By virtue of its specific infrastructure in terms of hardware and of personnel, of its twin functions as a place of production and of presentation, and also by virtue of its positioning "between the fronts", an institution such as the Ars Electronica Center assumes in this connection the nature and function of a model for its time.
Consideration of and reflexion on the interaction of art, technology and society has often only occurred within the circles of the Festival's visitors – and yet the urgency of these topics far exceeds a merely theoretical media-oriented interest, and represents a challenge which both Festival and Center will have to face.

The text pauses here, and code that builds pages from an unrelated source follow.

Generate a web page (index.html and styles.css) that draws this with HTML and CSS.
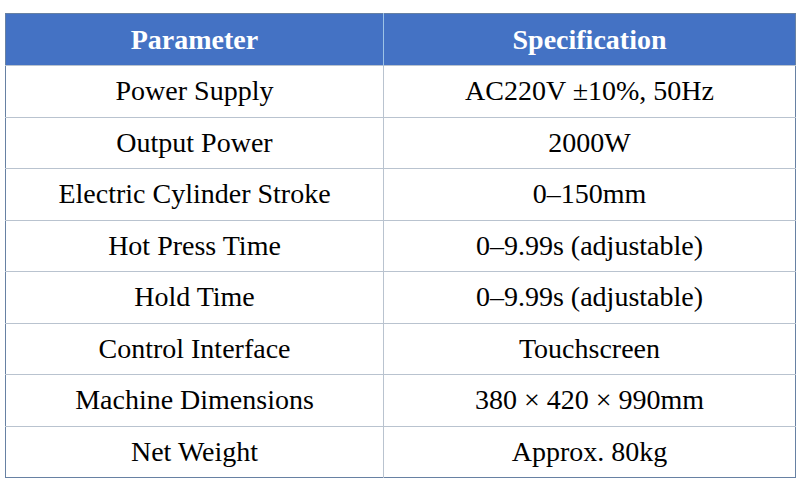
FILE: index.html
```html
<!DOCTYPE html>
<html>
<head>
<meta charset="utf-8">
<link rel="stylesheet" href="styles.css">
</head>
<body>
<div class="wrap">
<table class="spec">
<colgroup><col class="c1"><col class="c2"></colgroup>
<thead>
<tr><th>Parameter</th><th>Specification</th></tr>
</thead>
<tbody>
<tr><td>Power Supply</td><td>AC220V ±10%, 50Hz</td></tr>
<tr><td>Output Power</td><td>2000W</td></tr>
<tr><td>Electric Cylinder Stroke</td><td>0–150mm</td></tr>
<tr><td>Hot Press Time</td><td>0–9.99s (adjustable)</td></tr>
<tr><td>Hold Time</td><td>0–9.99s (adjustable)</td></tr>
<tr><td>Control Interface</td><td>Touchscreen</td></tr>
<tr><td>Machine Dimensions</td><td>380 × 420 × 990mm</td></tr>
<tr><td>Net Weight</td><td>Approx. 80kg</td></tr>
</tbody>
</table>
</div>
</body>
</html>
```
FILE: styles.css
```css
html, body {
  margin: 0;
  padding: 0;
  background: #ffffff;
}
.wrap {
  padding: 13px 0 0 5px;
}
.spec {
  border-collapse: collapse;
  width: 790px;
  table-layout: fixed;
  color: #000;
  border: 1px solid #6781a3;
}
.c1 { width: 378px; }
.c2 { width: 412px; }
.spec th,
.spec td {
  font-family: "Liberation Serif", "Times New Roman", serif;
  font-size: 28px;
  line-height: 32px;
  padding: 0;
  text-align: center;
}
.spec th {
  background: #4472c4;
  color: #ffffff;
  font-weight: bold;
  height: 51px;
  border: none;
}
.spec th + th {
  border-left: 1px solid #9dc3e6;
}
.spec td {
  height: 50.5px;
  border-top: 1px solid #b9c3cf;
}
.spec td + td {
  border-left: 1px solid #b9c3cf;
}
```
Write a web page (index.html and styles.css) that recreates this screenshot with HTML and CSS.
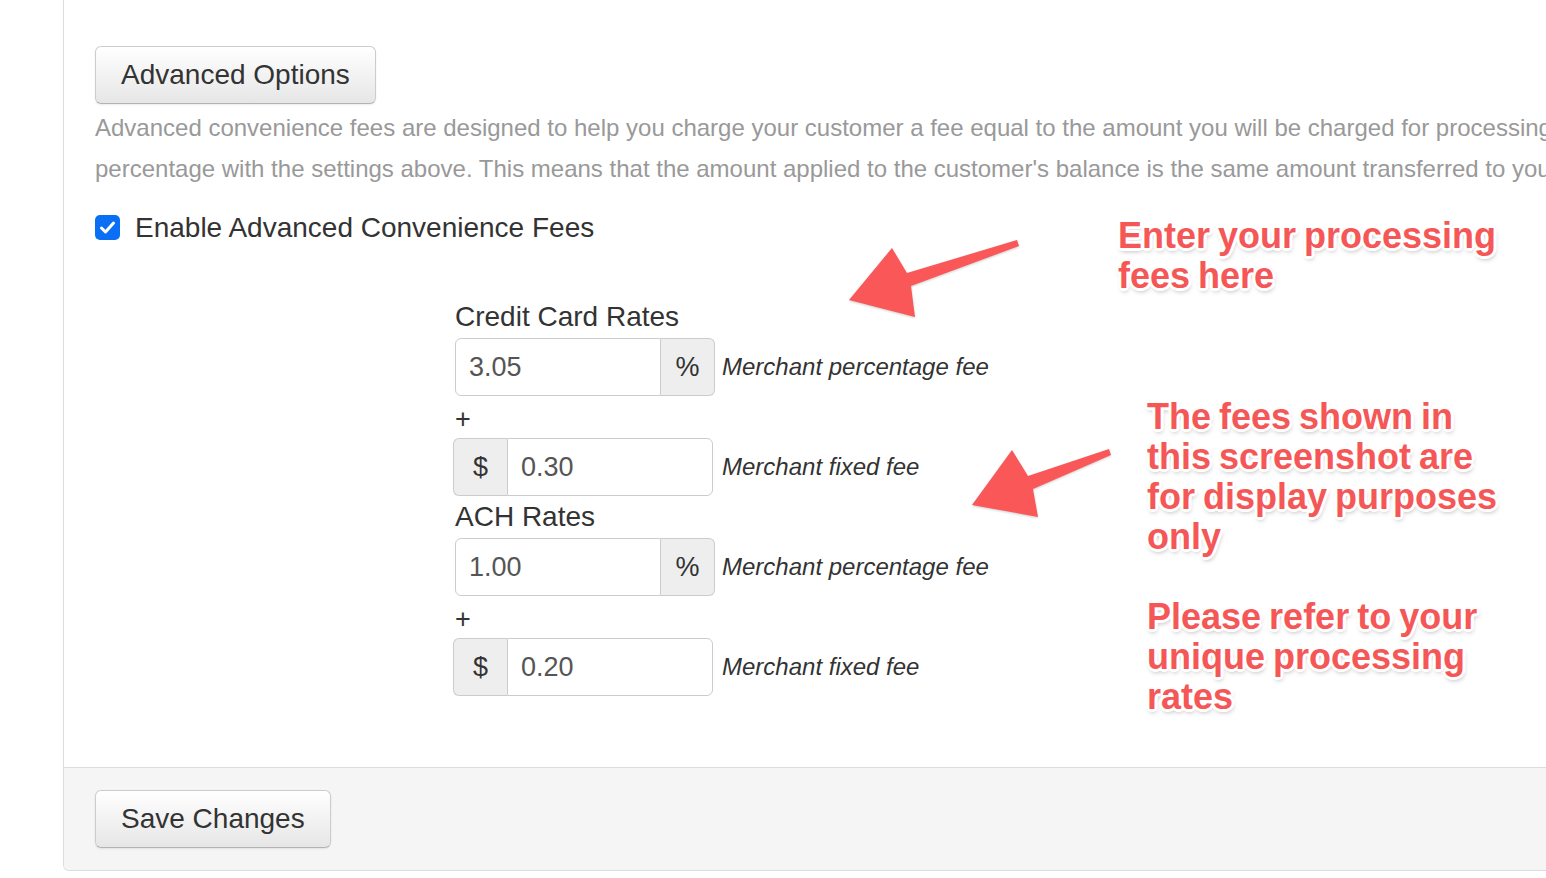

Because it is not only the niches occupied by the artists that are coming adrift; their fate is shared by the world of classical "job descriptions" in the loss of a well-tried and tested set of rules of social order and hierarchy. Oriented as we are, mentally and economically, to the concept of work as the provider both of a livelihood and of the means to imbue it with meaning, we are intensely skeptical of the approach of once-futuristic visions of a humanity freed from labour by the benefits of technology – each of these shimmering Utopias and Promised Lands to date having, on closer inspection, proved illusory. At the present time the process of the acceptance and establishment of information technologies is still adhering rather unimaginatively to the guidelines of classical capitalism, to the detriment of ideas of social welfare. "Banal" aspects of this kind are still much too infrequently addressed in the fever of well-meaning euphoria, fostering an increasing insecurity and indeed an attitude of resistance. This makes an ongoing, frank and public debate essential.
With its early commitment to confronting the crisis of a society at the turning-point between the industrial age and the age of information, the Ars Electronica Center in Linz can only be of benefit in such a debate.